___ Given information
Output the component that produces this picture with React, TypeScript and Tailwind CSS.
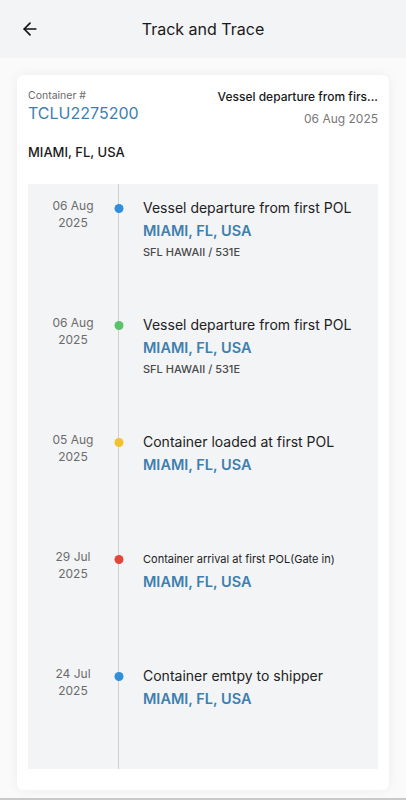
import { ArrowLeft } from "lucide-react";

type TrackEvent = {
  day: string;
  year: string;
  title: string;
  small?: boolean;
  location: string;
  vessel?: string;
  dot: string;
};

const EVENTS: TrackEvent[] = [
  {
    day: "06 Aug",
    year: "2025",
    title: "Vessel departure from first POL",
    location: "MIAMI, FL, USA",
    vessel: "SFL HAWAII / 531E",
    dot: "bg-[#2f8fdd]",
  },
  {
    day: "06 Aug",
    year: "2025",
    title: "Vessel departure from first POL",
    location: "MIAMI, FL, USA",
    vessel: "SFL HAWAII / 531E",
    dot: "bg-[#5cc26a]",
  },
  {
    day: "05 Aug",
    year: "2025",
    title: "Container loaded at first POL",
    location: "MIAMI, FL, USA",
    dot: "bg-[#f2c12e]",
  },
  {
    day: "29 Jul",
    year: "2025",
    title: "Container arrival at first POL(Gate in)",
    small: true,
    location: "MIAMI, FL, USA",
    dot: "bg-[#e2473b]",
  },
  {
    day: "24 Jul",
    year: "2025",
    title: "Container emtpy to shipper",
    location: "MIAMI, FL, USA",
    dot: "bg-[#2f8fdd]",
  },
];

function TimelineRow({ ev }: { ev: TrackEvent }) {
  return (
    <div className="flex h-[117px]">
      <div className="flex w-[90px] shrink-0 flex-col items-center pt-[13px] text-[12px] leading-[17px] text-[#6b6b6b]">
        <span>{ev.day}</span>
        <span>{ev.year}</span>
      </div>
      <div className="relative w-px shrink-0 bg-[#cfcfd2]">
        <span
          className={`absolute left-1/2 top-[20px] h-[9px] w-[9px] -translate-x-1/2 rounded-full ${ev.dot}`}
        />
      </div>
      <div className="min-w-0 flex-1 pl-[24px] pt-[14px]">
        <p
          className={
            ev.small
              ? "h-[20px] text-[11px] leading-[20px] text-[#222]"
              : "h-[20px] text-[14px] leading-[20px] text-[#222]"
          }
        >
          {ev.title}
        </p>
        <p className="mt-[3px] text-[14.5px] font-semibold leading-[20px] text-[#3d7fae]">
          {ev.location}
        </p>
        {ev.vessel && (
          <p className="mt-[3px] text-[11px] font-medium leading-[16px] text-[#4a4a4a]">
            {ev.vessel}
          </p>
        )}
      </div>
    </div>
  );
}

export default function App() {
  return (
    <div
      className="flex h-[800px] w-full flex-col overflow-hidden border-b-2 border-[#c9c9c9] bg-[#fafafa]"
      style={{ fontFamily: "Inter, 'Noto Sans', sans-serif" }}
    >
      <header className="relative flex h-[58px] shrink-0 items-center justify-center bg-[#f3f4f6]">
        <button type="button" className="absolute left-[20px] top-[19px] text-[#111]" aria-label="Back">
          <ArrowLeft size={20} strokeWidth={2} />
        </button>
        <h1 className="text-[16px] text-[#1a1a1a]">Track and Trace</h1>
      </header>

      <div className="px-[17px] pt-[17px]">
        <div className="rounded-[6px] bg-white px-[11px] pb-[21px] pt-[14px] shadow-[0_0_12px_rgba(0,0,0,0.06)]">
          <div className="flex items-start justify-between">
            <div>
              <p className="text-[10.5px] leading-[14px] text-[#6b6b6b]">Container #</p>
              <p className="text-[16px] leading-[20px] text-[#3d7fae]">TCLU2275200</p>
            </div>
            <div className="flex flex-col items-end">
              <p className="whitespace-nowrap text-[12px] font-medium leading-[16px] text-[#1a1a1a]">
                Vessel departure from firs...
              </p>
              <p className="mt-[6px] text-[12px] leading-[16px] text-[#777]">06 Aug 2025</p>
            </div>
          </div>
          <p className="mt-[16px] text-[13px] font-medium leading-[18px] text-[#1a1a1a]">MIAMI, FL, USA</p>

          <div className="mt-[23px] bg-[#f3f4f6]">
            {EVENTS.map((ev, i) => (
              <TimelineRow key={i} ev={ev} />
            ))}
          </div>
        </div>
      </div>
    </div>
  );
}
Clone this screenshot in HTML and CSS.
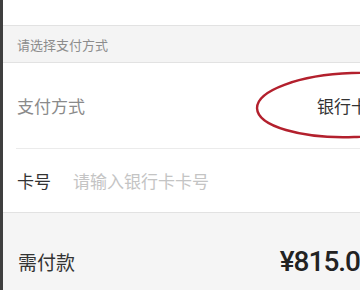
FILE: index.html
```html
<!DOCTYPE html>
<html lang="zh-CN">
<head>
<meta charset="utf-8">
<title>支付方式</title>
<link rel="stylesheet" href="styles.css">
</head>
<body>
<div class="screen">
  <div class="edge"></div>
  <div class="page">
    <div class="top"></div>
    <div class="section-head">请选择支付方式</div>
    <div class="form">
      <div class="row pay">
        <span class="label muted">支付方式</span>
        <span class="value">银行卡</span>
        <svg class="mark" width="150" height="72" viewBox="0 0 150 72">
          <ellipse cx="100" cy="36" rx="96" ry="32" fill="none" stroke="#b3202d" stroke-width="2.4" transform="rotate(-2 100 36)"/>
        </svg>
      </div>
      <div class="divider"></div>
      <div class="row card">
        <span class="label">卡号</span>
        <span class="placeholder">请输入银行卡卡号</span>
      </div>
    </div>
    <div class="total">
      <span class="total-label">需付款</span>
      <span class="amount">¥815.0</span>
    </div>
  </div>
</div>
</body>
</html>
```
FILE: styles.css
```css
html, body {
  margin: 0;
  padding: 0;
  height: 290px;
  overflow: hidden;
  background: #ffffff;
  font-family: "Noto Sans CJK SC", "Noto Sans", sans-serif;
}
.screen {
  display: flex;
  height: 290px;
}
.edge {
  width: 3px;
  flex-shrink: 0;
  background: #3f3f3f;
}
.page {
  width: 379px;
  flex-shrink: 0;
  display: flex;
  flex-direction: column;
}
.top {
  height: 25px;
  background: #ffffff;
}
.section-head {
  height: 36px;
  background: #f4f4f4;
  border-top: 1px solid #e2e2e2;
  border-bottom: 1px solid #e2e2e2;
  display: flex;
  align-items: center;
  padding-left: 14px;
  font-size: 13px;
  color: #8c8c8c;
}
.form {
  background: #ffffff;
}
.row {
  display: flex;
  align-items: center;
  padding: 0 14px;
  font-size: 17px;
}
.pay {
  height: 85px;
  position: relative;
}
.card {
  height: 63px;
}
.label {
  color: #333333;
}
.label.muted {
  color: #8a8a8a;
}
.value {
  margin-left: auto;
  color: #333333;
}
.placeholder {
  margin-left: 22px;
  color: #c4c4c4;
}
.mark {
  position: absolute;
  left: 250px;
  top: 6px;
}
.divider {
  height: 1px;
  margin-left: 13px;
  background: #ebebeb;
}
.total {
  flex: 1;
  background: #f5f5f5;
  border-top: 1px solid #e2e2e2;
  display: flex;
  align-items: center;
  padding: 20px 22px 0 15px;
}
.total-label {
  font-size: 19px;
  color: #333333;
}
.amount {
  margin-left: auto;
  font-family: Roboto, "Noto Sans", sans-serif;
  font-weight: 500;
  font-size: 28px;
  letter-spacing: -1px;
  color: #222222;
}
```
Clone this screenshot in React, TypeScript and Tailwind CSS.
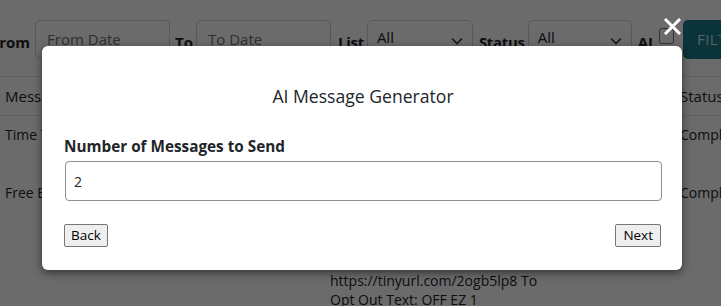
______
> _Requirement_
Your copy of the data should match it exactly, except that pictures are left out.

> _The answer_
Output the component that produces this picture with React, TypeScript and Tailwind CSS.
import { ArrowLeft } from "lucide-react";

type TrackEvent = {
  day: string;
  year: string;
  title: string;
  small?: boolean;
  location: string;
  vessel?: string;
  dot: string;
};

const EVENTS: TrackEvent[] = [
  {
    day: "06 Aug",
    year: "2025",
    title: "Vessel departure from first POL",
    location: "MIAMI, FL, USA",
    vessel: "SFL HAWAII / 531E",
    dot: "bg-[#2f8fdd]",
  },
  {
    day: "06 Aug",
    year: "2025",
    title: "Vessel departure from first POL",
    location: "MIAMI, FL, USA",
    vessel: "SFL HAWAII / 531E",
    dot: "bg-[#5cc26a]",
  },
  {
    day: "05 Aug",
    year: "2025",
    title: "Container loaded at first POL",
    location: "MIAMI, FL, USA",
    dot: "bg-[#f2c12e]",
  },
  {
    day: "29 Jul",
    year: "2025",
    title: "Container arrival at first POL(Gate in)",
    small: true,
    location: "MIAMI, FL, USA",
    dot: "bg-[#e2473b]",
  },
  {
    day: "24 Jul",
    year: "2025",
    title: "Container emtpy to shipper",
    location: "MIAMI, FL, USA",
    dot: "bg-[#2f8fdd]",
  },
];

function TimelineRow({ ev }: { ev: TrackEvent }) {
  return (
    <div className="flex h-[117px]">
      <div className="flex w-[90px] shrink-0 flex-col items-center pt-[13px] text-[12px] leading-[17px] text-[#6b6b6b]">
        <span>{ev.day}</span>
        <span>{ev.year}</span>
      </div>
      <div className="relative w-px shrink-0 bg-[#cfcfd2]">
        <span
          className={`absolute left-1/2 top-[20px] h-[9px] w-[9px] -translate-x-1/2 rounded-full ${ev.dot}`}
        />
      </div>
      <div className="min-w-0 flex-1 pl-[24px] pt-[14px]">
        <p
          className={
            ev.small
              ? "h-[20px] text-[11px] leading-[20px] text-[#222]"
              : "h-[20px] text-[14px] leading-[20px] text-[#222]"
          }
        >
          {ev.title}
        </p>
        <p className="mt-[3px] text-[14.5px] font-semibold leading-[20px] text-[#3d7fae]">
          {ev.location}
        </p>
        {ev.vessel && (
          <p className="mt-[3px] text-[11px] font-medium leading-[16px] text-[#4a4a4a]">
            {ev.vessel}
          </p>
        )}
      </div>
    </div>
  );
}

export default function App() {
  return (
    <div
      className="flex h-[800px] w-full flex-col overflow-hidden border-b-2 border-[#c9c9c9] bg-[#fafafa]"
      style={{ fontFamily: "Inter, 'Noto Sans', sans-serif" }}
    >
      <header className="relative flex h-[58px] shrink-0 items-center justify-center bg-[#f3f4f6]">
        <button type="button" className="absolute left-[20px] top-[19px] text-[#111]" aria-label="Back">
          <ArrowLeft size={20} strokeWidth={2} />
        </button>
        <h1 className="text-[16px] text-[#1a1a1a]">Track and Trace</h1>
      </header>

      <div className="px-[17px] pt-[17px]">
        <div className="rounded-[6px] bg-white px-[11px] pb-[21px] pt-[14px] shadow-[0_0_12px_rgba(0,0,0,0.06)]">
          <div className="flex items-start justify-between">
            <div>
              <p className="text-[10.5px] leading-[14px] text-[#6b6b6b]">Container #</p>
              <p className="text-[16px] leading-[20px] text-[#3d7fae]">TCLU2275200</p>
            </div>
            <div className="flex flex-col items-end">
              <p className="whitespace-nowrap text-[12px] font-medium leading-[16px] text-[#1a1a1a]">
                Vessel departure from firs...
              </p>
              <p className="mt-[6px] text-[12px] leading-[16px] text-[#777]">06 Aug 2025</p>
            </div>
          </div>
          <p className="mt-[16px] text-[13px] font-medium leading-[18px] text-[#1a1a1a]">MIAMI, FL, USA</p>

          <div className="mt-[23px] bg-[#f3f4f6]">
            {EVENTS.map((ev, i) => (
              <TimelineRow key={i} ev={ev} />
            ))}
          </div>
        </div>
      </div>
    </div>
  );
}
Clone this screenshot in HTML and CSS.
FILE: index.html
```html
<!DOCTYPE html>
<html lang="zh-CN">
<head>
<meta charset="utf-8">
<title>支付方式</title>
<link rel="stylesheet" href="styles.css">
</head>
<body>
<div class="screen">
  <div class="edge"></div>
  <div class="page">
    <div class="top"></div>
    <div class="section-head">请选择支付方式</div>
    <div class="form">
      <div class="row pay">
        <span class="label muted">支付方式</span>
        <span class="value">银行卡</span>
        <svg class="mark" width="150" height="72" viewBox="0 0 150 72">
          <ellipse cx="100" cy="36" rx="96" ry="32" fill="none" stroke="#b3202d" stroke-width="2.4" transform="rotate(-2 100 36)"/>
        </svg>
      </div>
      <div class="divider"></div>
      <div class="row card">
        <span class="label">卡号</span>
        <span class="placeholder">请输入银行卡卡号</span>
      </div>
    </div>
    <div class="total">
      <span class="total-label">需付款</span>
      <span class="amount">¥815.0</span>
    </div>
  </div>
</div>
</body>
</html>
```
FILE: styles.css
```css
html, body {
  margin: 0;
  padding: 0;
  height: 290px;
  overflow: hidden;
  background: #ffffff;
  font-family: "Noto Sans CJK SC", "Noto Sans", sans-serif;
}
.screen {
  display: flex;
  height: 290px;
}
.edge {
  width: 3px;
  flex-shrink: 0;
  background: #3f3f3f;
}
.page {
  width: 379px;
  flex-shrink: 0;
  display: flex;
  flex-direction: column;
}
.top {
  height: 25px;
  background: #ffffff;
}
.section-head {
  height: 36px;
  background: #f4f4f4;
  border-top: 1px solid #e2e2e2;
  border-bottom: 1px solid #e2e2e2;
  display: flex;
  align-items: center;
  padding-left: 14px;
  font-size: 13px;
  color: #8c8c8c;
}
.form {
  background: #ffffff;
}
.row {
  display: flex;
  align-items: center;
  padding: 0 14px;
  font-size: 17px;
}
.pay {
  height: 85px;
  position: relative;
}
.card {
  height: 63px;
}
.label {
  color: #333333;
}
.label.muted {
  color: #8a8a8a;
}
.value {
  margin-left: auto;
  color: #333333;
}
.placeholder {
  margin-left: 22px;
  color: #c4c4c4;
}
.mark {
  position: absolute;
  left: 250px;
  top: 6px;
}
.divider {
  height: 1px;
  margin-left: 13px;
  background: #ebebeb;
}
.total {
  flex: 1;
  background: #f5f5f5;
  border-top: 1px solid #e2e2e2;
  display: flex;
  align-items: center;
  padding: 20px 22px 0 15px;
}
.total-label {
  font-size: 19px;
  color: #333333;
}
.amount {
  margin-left: auto;
  font-family: Roboto, "Noto Sans", sans-serif;
  font-weight: 500;
  font-size: 28px;
  letter-spacing: -1px;
  color: #222222;
}
```
Clone this screenshot in React, TypeScript and Tailwind CSS.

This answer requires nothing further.